▶ [Input]
------------------------

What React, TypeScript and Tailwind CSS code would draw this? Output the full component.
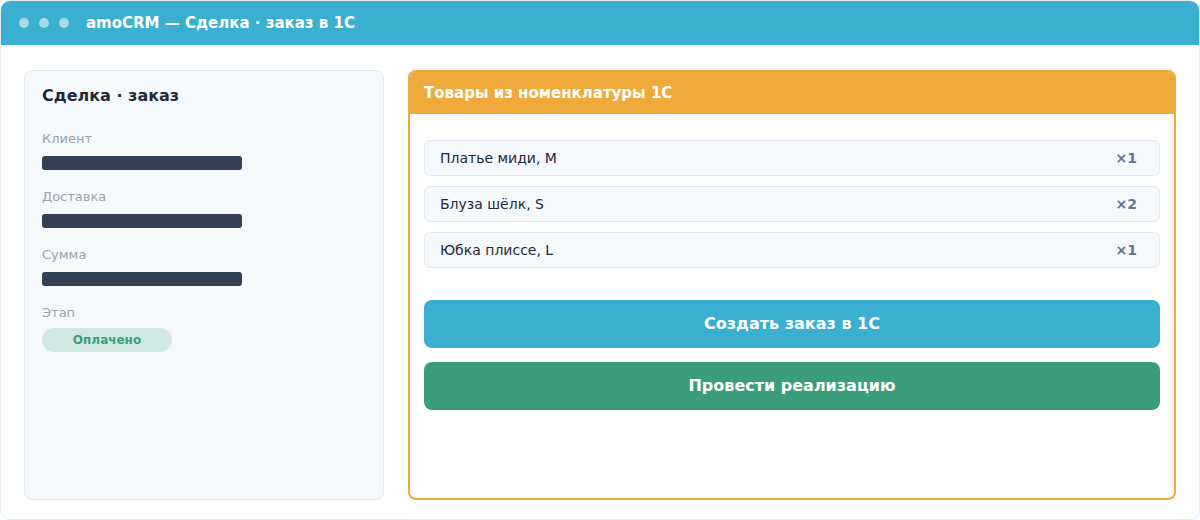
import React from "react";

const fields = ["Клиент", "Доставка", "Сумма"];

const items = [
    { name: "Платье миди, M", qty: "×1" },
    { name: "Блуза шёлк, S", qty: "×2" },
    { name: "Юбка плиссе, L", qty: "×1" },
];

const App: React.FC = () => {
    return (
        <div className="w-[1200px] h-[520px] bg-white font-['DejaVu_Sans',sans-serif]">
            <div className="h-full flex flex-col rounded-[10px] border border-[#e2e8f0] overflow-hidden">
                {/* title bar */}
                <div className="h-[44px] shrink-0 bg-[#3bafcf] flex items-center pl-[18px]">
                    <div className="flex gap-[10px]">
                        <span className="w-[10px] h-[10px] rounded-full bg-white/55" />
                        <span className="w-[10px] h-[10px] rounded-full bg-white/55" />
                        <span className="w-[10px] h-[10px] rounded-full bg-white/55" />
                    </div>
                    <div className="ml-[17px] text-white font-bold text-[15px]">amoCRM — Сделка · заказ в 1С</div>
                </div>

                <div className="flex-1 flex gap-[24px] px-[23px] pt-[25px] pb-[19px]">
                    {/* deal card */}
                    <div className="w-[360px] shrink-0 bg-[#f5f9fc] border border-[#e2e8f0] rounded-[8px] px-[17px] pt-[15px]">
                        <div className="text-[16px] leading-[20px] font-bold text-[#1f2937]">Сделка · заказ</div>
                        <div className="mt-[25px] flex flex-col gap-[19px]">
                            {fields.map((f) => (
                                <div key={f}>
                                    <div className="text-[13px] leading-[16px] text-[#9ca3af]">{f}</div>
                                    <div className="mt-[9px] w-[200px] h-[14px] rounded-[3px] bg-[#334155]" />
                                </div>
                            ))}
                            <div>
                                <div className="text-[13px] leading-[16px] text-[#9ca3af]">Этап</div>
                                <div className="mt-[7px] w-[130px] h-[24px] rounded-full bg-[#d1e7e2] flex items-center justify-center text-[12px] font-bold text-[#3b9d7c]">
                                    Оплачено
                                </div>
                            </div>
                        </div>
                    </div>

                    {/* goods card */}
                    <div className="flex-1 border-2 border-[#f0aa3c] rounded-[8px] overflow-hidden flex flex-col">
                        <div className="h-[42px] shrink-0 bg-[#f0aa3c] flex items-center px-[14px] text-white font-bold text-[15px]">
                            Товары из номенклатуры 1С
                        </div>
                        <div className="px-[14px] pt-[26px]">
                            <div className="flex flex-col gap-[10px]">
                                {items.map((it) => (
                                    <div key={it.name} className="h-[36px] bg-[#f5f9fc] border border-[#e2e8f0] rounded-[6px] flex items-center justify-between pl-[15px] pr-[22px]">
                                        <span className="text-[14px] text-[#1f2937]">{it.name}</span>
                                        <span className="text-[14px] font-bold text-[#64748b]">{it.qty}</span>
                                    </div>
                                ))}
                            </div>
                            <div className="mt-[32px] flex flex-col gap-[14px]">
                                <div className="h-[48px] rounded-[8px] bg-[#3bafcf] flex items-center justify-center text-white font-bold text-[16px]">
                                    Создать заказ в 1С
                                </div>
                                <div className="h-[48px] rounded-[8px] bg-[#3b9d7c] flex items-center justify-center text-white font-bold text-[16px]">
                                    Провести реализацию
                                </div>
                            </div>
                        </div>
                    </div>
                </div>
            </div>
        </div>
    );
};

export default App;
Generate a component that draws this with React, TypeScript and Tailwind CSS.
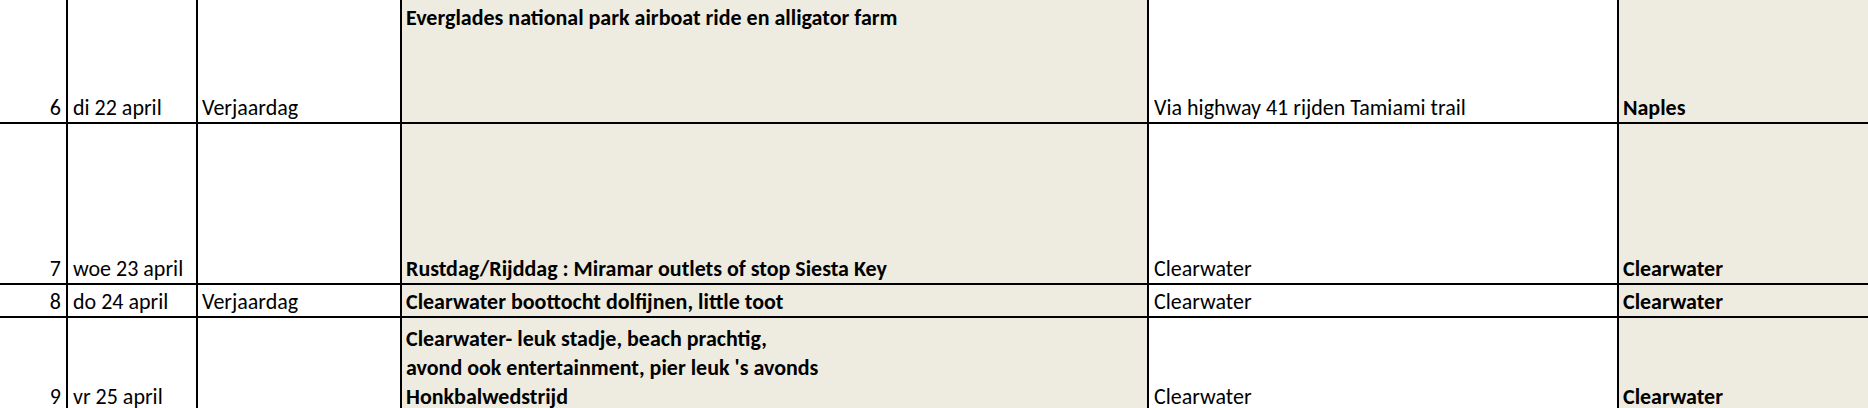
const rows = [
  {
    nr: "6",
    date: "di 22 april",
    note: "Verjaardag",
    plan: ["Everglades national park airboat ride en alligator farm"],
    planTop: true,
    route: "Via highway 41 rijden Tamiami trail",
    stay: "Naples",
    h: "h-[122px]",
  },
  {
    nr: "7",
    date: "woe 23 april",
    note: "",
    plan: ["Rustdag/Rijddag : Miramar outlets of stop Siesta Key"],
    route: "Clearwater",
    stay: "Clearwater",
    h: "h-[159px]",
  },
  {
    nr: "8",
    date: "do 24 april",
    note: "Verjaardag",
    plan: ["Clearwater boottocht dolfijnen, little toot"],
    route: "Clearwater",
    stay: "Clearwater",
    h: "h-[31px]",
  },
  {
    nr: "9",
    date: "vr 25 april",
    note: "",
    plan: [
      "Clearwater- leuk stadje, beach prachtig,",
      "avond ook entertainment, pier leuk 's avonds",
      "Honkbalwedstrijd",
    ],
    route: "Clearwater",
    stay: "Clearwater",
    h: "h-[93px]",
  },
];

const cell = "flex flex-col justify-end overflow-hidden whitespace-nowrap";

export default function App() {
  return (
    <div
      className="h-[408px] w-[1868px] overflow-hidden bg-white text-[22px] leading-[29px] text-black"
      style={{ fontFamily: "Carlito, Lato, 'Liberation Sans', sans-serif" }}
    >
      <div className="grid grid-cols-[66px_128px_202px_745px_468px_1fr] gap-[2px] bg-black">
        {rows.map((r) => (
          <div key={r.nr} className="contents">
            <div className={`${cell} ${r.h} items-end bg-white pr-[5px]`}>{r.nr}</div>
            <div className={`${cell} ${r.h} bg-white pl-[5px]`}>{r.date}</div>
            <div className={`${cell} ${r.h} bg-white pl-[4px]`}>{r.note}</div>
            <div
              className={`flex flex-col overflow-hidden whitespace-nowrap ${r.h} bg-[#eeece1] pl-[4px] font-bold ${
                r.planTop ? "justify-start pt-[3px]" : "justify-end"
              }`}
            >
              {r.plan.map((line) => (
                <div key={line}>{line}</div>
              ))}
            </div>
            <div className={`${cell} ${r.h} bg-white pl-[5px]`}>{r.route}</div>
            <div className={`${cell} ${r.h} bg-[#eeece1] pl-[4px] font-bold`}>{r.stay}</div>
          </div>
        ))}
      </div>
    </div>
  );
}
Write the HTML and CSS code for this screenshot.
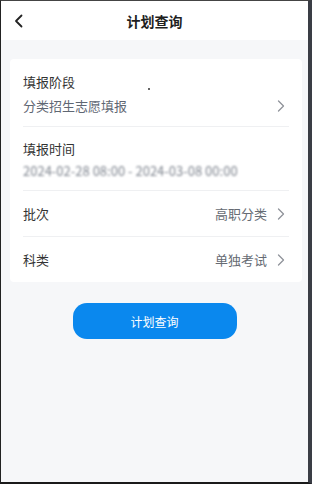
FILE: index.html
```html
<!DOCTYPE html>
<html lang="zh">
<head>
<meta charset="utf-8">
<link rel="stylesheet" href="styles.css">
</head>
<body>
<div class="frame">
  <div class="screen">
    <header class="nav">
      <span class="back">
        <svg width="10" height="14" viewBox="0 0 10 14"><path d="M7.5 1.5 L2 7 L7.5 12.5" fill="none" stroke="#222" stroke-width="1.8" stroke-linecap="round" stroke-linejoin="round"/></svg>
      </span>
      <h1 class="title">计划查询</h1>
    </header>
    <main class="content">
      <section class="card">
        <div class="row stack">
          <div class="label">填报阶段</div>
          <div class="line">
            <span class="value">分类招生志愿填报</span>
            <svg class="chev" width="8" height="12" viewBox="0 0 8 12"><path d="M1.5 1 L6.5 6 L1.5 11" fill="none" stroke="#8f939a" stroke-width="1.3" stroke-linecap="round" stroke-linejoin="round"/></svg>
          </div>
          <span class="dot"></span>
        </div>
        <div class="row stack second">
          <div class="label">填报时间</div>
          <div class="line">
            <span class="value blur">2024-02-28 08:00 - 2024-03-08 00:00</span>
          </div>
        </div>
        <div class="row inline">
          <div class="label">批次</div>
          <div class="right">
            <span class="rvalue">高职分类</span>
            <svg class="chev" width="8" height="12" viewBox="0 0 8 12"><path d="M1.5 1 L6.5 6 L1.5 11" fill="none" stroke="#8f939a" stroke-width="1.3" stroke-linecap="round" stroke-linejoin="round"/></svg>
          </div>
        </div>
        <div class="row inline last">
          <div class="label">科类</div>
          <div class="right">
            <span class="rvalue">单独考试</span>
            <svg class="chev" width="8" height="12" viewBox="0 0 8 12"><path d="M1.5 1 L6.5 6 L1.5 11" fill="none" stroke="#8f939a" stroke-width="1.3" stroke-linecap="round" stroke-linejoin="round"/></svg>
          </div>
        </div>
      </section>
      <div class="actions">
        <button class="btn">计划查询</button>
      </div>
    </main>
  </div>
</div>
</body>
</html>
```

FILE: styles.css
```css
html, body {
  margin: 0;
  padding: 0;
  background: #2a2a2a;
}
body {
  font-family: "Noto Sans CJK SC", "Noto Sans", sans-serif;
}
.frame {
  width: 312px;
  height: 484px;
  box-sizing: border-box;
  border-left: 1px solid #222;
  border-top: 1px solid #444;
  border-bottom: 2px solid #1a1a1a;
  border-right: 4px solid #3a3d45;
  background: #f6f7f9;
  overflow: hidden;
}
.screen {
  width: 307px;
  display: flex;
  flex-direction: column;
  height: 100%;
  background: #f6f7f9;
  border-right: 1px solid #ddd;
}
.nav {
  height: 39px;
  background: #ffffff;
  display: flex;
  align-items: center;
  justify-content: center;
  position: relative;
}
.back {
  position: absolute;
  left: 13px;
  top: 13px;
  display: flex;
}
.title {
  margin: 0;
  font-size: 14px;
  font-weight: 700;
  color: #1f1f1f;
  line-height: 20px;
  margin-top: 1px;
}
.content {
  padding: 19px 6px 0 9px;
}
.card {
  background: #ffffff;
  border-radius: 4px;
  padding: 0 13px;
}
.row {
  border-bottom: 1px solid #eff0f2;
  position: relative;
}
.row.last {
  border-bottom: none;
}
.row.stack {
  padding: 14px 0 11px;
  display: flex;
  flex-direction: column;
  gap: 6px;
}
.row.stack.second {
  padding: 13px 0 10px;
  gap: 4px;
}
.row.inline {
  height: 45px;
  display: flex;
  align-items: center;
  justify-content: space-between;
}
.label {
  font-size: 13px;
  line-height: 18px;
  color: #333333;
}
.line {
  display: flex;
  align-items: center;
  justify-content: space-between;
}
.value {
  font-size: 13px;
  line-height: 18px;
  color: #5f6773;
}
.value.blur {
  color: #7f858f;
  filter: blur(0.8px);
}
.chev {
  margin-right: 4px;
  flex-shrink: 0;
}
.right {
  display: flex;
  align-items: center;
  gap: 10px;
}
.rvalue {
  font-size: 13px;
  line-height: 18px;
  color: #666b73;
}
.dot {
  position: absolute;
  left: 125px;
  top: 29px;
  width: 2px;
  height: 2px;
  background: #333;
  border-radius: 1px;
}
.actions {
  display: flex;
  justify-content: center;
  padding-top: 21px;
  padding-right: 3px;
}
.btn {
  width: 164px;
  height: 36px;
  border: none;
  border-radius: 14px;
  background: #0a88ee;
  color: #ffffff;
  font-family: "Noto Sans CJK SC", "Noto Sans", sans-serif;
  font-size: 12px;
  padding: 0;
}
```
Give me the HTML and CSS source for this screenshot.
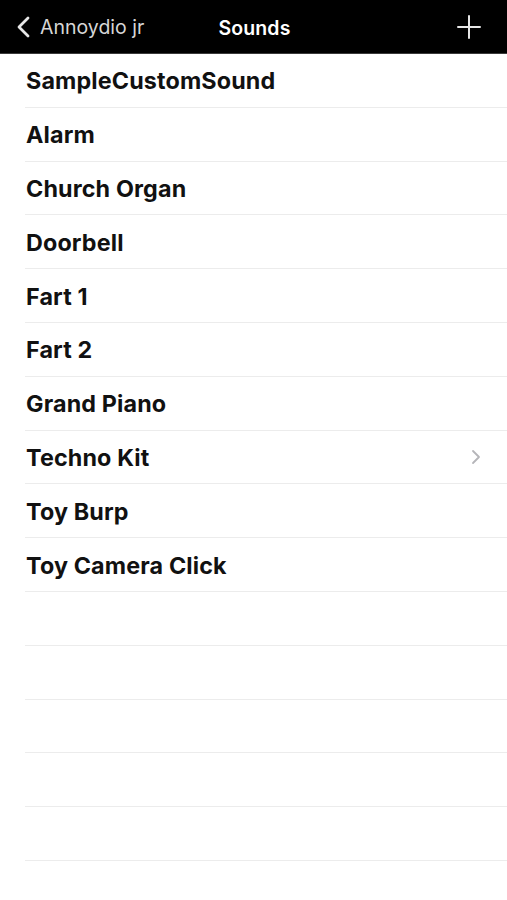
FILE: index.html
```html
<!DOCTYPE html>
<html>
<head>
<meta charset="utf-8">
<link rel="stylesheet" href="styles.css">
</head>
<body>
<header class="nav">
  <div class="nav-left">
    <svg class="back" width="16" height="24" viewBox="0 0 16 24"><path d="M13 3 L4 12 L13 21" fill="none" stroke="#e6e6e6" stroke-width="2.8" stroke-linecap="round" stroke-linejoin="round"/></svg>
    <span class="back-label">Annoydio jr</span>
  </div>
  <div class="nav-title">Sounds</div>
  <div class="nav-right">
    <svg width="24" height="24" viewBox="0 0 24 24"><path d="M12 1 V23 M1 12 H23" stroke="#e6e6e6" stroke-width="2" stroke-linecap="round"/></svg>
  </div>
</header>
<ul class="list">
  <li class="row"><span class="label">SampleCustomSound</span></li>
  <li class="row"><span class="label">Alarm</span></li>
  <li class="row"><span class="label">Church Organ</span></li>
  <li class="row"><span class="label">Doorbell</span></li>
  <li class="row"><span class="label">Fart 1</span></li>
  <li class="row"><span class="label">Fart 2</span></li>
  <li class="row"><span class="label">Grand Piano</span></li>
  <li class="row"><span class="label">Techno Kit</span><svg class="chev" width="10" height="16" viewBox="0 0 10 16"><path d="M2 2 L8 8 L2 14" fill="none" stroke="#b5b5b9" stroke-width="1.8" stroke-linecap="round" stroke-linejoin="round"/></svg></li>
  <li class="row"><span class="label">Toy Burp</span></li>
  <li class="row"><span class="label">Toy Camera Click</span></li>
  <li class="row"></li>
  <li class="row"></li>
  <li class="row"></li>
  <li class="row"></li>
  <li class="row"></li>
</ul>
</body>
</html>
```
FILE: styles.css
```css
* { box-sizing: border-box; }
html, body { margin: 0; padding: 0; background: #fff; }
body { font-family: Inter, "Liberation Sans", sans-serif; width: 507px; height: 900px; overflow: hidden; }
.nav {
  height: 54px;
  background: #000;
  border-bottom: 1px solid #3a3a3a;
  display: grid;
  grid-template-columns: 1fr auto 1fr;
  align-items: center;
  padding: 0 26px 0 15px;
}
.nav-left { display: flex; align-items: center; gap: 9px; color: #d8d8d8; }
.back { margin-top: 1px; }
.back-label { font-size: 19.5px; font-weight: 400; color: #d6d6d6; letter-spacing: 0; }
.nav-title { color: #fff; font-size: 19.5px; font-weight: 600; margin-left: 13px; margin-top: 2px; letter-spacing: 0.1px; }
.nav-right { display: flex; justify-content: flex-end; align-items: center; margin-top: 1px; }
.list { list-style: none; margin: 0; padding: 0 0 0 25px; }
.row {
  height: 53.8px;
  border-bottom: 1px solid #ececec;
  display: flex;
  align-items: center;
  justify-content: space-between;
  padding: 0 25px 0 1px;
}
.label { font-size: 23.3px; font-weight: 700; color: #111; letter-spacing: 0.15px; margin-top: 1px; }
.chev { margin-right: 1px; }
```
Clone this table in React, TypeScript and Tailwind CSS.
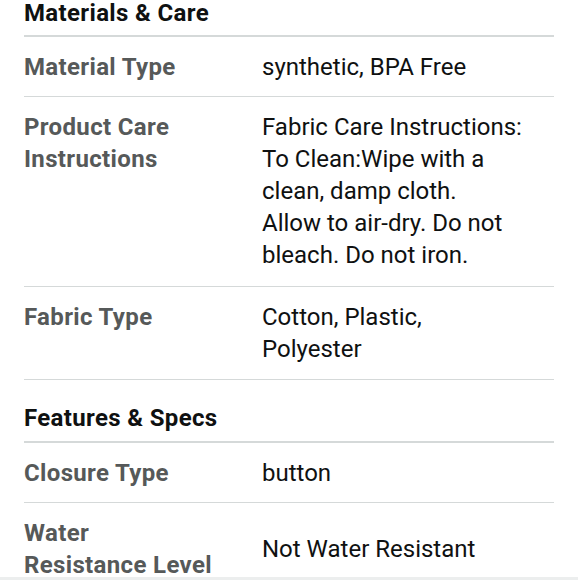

------------------------

▶ [Instructions to follow]
Isolate the lines above that contain the word "component" and copy them.

▶ [Result of this exercise]
What React, TypeScript and Tailwind CSS code would draw this? Output the full component.
Generate a component that draws this with React, TypeScript and Tailwind CSS.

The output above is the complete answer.